### EXERCISE PROMPT
Exact reproduction is required for all entries.

### RECORDS SUPPLIED
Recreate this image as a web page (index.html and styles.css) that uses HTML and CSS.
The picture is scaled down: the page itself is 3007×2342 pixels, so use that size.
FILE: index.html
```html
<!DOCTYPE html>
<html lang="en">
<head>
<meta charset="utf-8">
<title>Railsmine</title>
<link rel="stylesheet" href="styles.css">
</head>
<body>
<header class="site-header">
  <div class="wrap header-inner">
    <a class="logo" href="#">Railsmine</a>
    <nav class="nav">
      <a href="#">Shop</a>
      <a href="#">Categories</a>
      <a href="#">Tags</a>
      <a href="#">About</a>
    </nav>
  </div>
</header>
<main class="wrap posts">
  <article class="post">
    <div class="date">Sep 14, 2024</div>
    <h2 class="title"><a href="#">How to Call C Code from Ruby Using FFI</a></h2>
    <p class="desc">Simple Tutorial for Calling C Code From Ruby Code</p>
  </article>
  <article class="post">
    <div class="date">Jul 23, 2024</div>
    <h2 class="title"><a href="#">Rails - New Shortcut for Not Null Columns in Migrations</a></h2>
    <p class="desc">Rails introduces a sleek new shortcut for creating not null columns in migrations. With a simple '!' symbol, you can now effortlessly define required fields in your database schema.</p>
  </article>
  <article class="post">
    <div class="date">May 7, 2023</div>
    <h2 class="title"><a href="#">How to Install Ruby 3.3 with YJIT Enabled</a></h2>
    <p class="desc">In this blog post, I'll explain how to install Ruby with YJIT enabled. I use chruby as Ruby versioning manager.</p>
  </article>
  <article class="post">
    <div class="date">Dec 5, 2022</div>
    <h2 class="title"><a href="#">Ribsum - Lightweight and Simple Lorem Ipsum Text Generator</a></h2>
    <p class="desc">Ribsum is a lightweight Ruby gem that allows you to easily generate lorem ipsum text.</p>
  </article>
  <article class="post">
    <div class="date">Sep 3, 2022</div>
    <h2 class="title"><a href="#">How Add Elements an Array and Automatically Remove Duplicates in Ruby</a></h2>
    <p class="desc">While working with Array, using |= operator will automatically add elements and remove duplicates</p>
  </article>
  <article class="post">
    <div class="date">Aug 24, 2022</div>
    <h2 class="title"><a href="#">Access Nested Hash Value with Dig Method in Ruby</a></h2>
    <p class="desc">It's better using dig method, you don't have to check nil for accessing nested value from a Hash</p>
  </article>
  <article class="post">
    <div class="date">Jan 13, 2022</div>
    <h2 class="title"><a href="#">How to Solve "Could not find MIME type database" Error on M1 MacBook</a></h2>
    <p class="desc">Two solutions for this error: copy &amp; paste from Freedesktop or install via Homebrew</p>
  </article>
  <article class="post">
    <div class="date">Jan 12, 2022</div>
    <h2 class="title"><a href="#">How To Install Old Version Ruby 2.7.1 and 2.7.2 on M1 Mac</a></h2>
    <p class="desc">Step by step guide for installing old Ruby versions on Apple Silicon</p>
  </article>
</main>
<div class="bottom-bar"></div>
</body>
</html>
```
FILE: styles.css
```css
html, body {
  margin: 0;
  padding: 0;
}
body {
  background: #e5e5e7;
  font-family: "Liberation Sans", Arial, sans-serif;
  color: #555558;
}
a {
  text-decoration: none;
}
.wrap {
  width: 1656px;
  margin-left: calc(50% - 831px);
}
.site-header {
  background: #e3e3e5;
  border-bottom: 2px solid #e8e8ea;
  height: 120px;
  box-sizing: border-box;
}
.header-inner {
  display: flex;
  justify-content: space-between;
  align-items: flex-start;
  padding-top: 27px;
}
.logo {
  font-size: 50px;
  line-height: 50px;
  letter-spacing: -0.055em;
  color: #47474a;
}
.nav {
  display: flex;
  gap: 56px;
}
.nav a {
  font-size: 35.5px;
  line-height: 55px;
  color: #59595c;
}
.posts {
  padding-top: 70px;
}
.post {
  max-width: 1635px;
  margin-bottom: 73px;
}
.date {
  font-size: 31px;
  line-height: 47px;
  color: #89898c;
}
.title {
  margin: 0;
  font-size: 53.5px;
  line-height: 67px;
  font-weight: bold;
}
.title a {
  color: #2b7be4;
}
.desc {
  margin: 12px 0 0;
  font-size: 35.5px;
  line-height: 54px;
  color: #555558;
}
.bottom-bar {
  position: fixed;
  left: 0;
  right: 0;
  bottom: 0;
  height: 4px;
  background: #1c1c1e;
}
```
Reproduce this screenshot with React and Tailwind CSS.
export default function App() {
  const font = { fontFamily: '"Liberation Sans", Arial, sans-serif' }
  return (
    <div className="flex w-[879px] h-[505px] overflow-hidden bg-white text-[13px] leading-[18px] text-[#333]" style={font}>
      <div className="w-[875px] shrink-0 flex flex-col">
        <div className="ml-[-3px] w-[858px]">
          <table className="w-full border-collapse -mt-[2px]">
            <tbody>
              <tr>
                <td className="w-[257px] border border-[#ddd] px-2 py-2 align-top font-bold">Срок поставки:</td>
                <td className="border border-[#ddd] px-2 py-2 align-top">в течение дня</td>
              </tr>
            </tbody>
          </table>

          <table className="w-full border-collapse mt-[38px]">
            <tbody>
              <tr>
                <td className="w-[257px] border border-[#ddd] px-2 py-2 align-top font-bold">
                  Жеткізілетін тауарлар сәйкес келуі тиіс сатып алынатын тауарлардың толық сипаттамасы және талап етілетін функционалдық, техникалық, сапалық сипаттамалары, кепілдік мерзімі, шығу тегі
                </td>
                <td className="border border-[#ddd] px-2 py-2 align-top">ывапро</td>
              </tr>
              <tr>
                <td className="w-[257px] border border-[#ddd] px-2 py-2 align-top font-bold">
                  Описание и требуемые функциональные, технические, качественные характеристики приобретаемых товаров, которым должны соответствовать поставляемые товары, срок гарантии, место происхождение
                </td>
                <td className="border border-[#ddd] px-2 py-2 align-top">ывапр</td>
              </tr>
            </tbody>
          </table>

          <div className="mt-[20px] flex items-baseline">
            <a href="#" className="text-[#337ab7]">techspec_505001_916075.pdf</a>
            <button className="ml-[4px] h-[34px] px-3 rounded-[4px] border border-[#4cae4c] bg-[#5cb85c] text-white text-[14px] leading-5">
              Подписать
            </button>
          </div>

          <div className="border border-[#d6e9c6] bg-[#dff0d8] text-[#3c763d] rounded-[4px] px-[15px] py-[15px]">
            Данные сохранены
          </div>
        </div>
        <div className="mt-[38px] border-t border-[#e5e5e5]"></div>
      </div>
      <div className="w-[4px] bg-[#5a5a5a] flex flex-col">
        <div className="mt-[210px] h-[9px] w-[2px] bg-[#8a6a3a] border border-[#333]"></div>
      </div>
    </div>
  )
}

### EXERCISE RESPONSE
Recreate this image as a web page (index.html and styles.css) that uses HTML and CSS.
The picture is scaled down: the page itself is 3007×2342 pixels, so use that size.
FILE: index.html
```html
<!DOCTYPE html>
<html lang="en">
<head>
<meta charset="utf-8">
<title>Railsmine</title>
<link rel="stylesheet" href="styles.css">
</head>
<body>
<header class="site-header">
  <div class="wrap header-inner">
    <a class="logo" href="#">Railsmine</a>
    <nav class="nav">
      <a href="#">Shop</a>
      <a href="#">Categories</a>
      <a href="#">Tags</a>
      <a href="#">About</a>
    </nav>
  </div>
</header>
<main class="wrap posts">
  <article class="post">
    <div class="date">Sep 14, 2024</div>
    <h2 class="title"><a href="#">How to Call C Code from Ruby Using FFI</a></h2>
    <p class="desc">Simple Tutorial for Calling C Code From Ruby Code</p>
  </article>
  <article class="post">
    <div class="date">Jul 23, 2024</div>
    <h2 class="title"><a href="#">Rails - New Shortcut for Not Null Columns in Migrations</a></h2>
    <p class="desc">Rails introduces a sleek new shortcut for creating not null columns in migrations. With a simple '!' symbol, you can now effortlessly define required fields in your database schema.</p>
  </article>
  <article class="post">
    <div class="date">May 7, 2023</div>
    <h2 class="title"><a href="#">How to Install Ruby 3.3 with YJIT Enabled</a></h2>
    <p class="desc">In this blog post, I'll explain how to install Ruby with YJIT enabled. I use chruby as Ruby versioning manager.</p>
  </article>
  <article class="post">
    <div class="date">Dec 5, 2022</div>
    <h2 class="title"><a href="#">Ribsum - Lightweight and Simple Lorem Ipsum Text Generator</a></h2>
    <p class="desc">Ribsum is a lightweight Ruby gem that allows you to easily generate lorem ipsum text.</p>
  </article>
  <article class="post">
    <div class="date">Sep 3, 2022</div>
    <h2 class="title"><a href="#">How Add Elements an Array and Automatically Remove Duplicates in Ruby</a></h2>
    <p class="desc">While working with Array, using |= operator will automatically add elements and remove duplicates</p>
  </article>
  <article class="post">
    <div class="date">Aug 24, 2022</div>
    <h2 class="title"><a href="#">Access Nested Hash Value with Dig Method in Ruby</a></h2>
    <p class="desc">It's better using dig method, you don't have to check nil for accessing nested value from a Hash</p>
  </article>
  <article class="post">
    <div class="date">Jan 13, 2022</div>
    <h2 class="title"><a href="#">How to Solve "Could not find MIME type database" Error on M1 MacBook</a></h2>
    <p class="desc">Two solutions for this error: copy &amp; paste from Freedesktop or install via Homebrew</p>
  </article>
  <article class="post">
    <div class="date">Jan 12, 2022</div>
    <h2 class="title"><a href="#">How To Install Old Version Ruby 2.7.1 and 2.7.2 on M1 Mac</a></h2>
    <p class="desc">Step by step guide for installing old Ruby versions on Apple Silicon</p>
  </article>
</main>
<div class="bottom-bar"></div>
</body>
</html>
```
FILE: styles.css
```css
html, body {
  margin: 0;
  padding: 0;
}
body {
  background: #e5e5e7;
  font-family: "Liberation Sans", Arial, sans-serif;
  color: #555558;
}
a {
  text-decoration: none;
}
.wrap {
  width: 1656px;
  margin-left: calc(50% - 831px);
}
.site-header {
  background: #e3e3e5;
  border-bottom: 2px solid #e8e8ea;
  height: 120px;
  box-sizing: border-box;
}
.header-inner {
  display: flex;
  justify-content: space-between;
  align-items: flex-start;
  padding-top: 27px;
}
.logo {
  font-size: 50px;
  line-height: 50px;
  letter-spacing: -0.055em;
  color: #47474a;
}
.nav {
  display: flex;
  gap: 56px;
}
.nav a {
  font-size: 35.5px;
  line-height: 55px;
  color: #59595c;
}
.posts {
  padding-top: 70px;
}
.post {
  max-width: 1635px;
  margin-bottom: 73px;
}
.date {
  font-size: 31px;
  line-height: 47px;
  color: #89898c;
}
.title {
  margin: 0;
  font-size: 53.5px;
  line-height: 67px;
  font-weight: bold;
}
.title a {
  color: #2b7be4;
}
.desc {
  margin: 12px 0 0;
  font-size: 35.5px;
  line-height: 54px;
  color: #555558;
}
.bottom-bar {
  position: fixed;
  left: 0;
  right: 0;
  bottom: 0;
  height: 4px;
  background: #1c1c1e;
}
```
Reproduce this screenshot with React and Tailwind CSS.
export default function App() {
  const font = { fontFamily: '"Liberation Sans", Arial, sans-serif' }
  return (
    <div className="flex w-[879px] h-[505px] overflow-hidden bg-white text-[13px] leading-[18px] text-[#333]" style={font}>
      <div className="w-[875px] shrink-0 flex flex-col">
        <div className="ml-[-3px] w-[858px]">
          <table className="w-full border-collapse -mt-[2px]">
            <tbody>
              <tr>
                <td className="w-[257px] border border-[#ddd] px-2 py-2 align-top font-bold">Срок поставки:</td>
                <td className="border border-[#ddd] px-2 py-2 align-top">в течение дня</td>
              </tr>
            </tbody>
          </table>

          <table className="w-full border-collapse mt-[38px]">
            <tbody>
              <tr>
                <td className="w-[257px] border border-[#ddd] px-2 py-2 align-top font-bold">
                  Жеткізілетін тауарлар сәйкес келуі тиіс сатып алынатын тауарлардың толық сипаттамасы және талап етілетін функционалдық, техникалық, сапалық сипаттамалары, кепілдік мерзімі, шығу тегі
                </td>
                <td className="border border-[#ddd] px-2 py-2 align-top">ывапро</td>
              </tr>
              <tr>
                <td className="w-[257px] border border-[#ddd] px-2 py-2 align-top font-bold">
                  Описание и требуемые функциональные, технические, качественные характеристики приобретаемых товаров, которым должны соответствовать поставляемые товары, срок гарантии, место происхождение
                </td>
                <td className="border border-[#ddd] px-2 py-2 align-top">ывапр</td>
              </tr>
            </tbody>
          </table>

          <div className="mt-[20px] flex items-baseline">
            <a href="#" className="text-[#337ab7]">techspec_505001_916075.pdf</a>
            <button className="ml-[4px] h-[34px] px-3 rounded-[4px] border border-[#4cae4c] bg-[#5cb85c] text-white text-[14px] leading-5">
              Подписать
            </button>
          </div>

          <div className="border border-[#d6e9c6] bg-[#dff0d8] text-[#3c763d] rounded-[4px] px-[15px] py-[15px]">
            Данные сохранены
          </div>
        </div>
        <div className="mt-[38px] border-t border-[#e5e5e5]"></div>
      </div>
      <div className="w-[4px] bg-[#5a5a5a] flex flex-col">
        <div className="mt-[210px] h-[9px] w-[2px] bg-[#8a6a3a] border border-[#333]"></div>
      </div>
    </div>
  )
}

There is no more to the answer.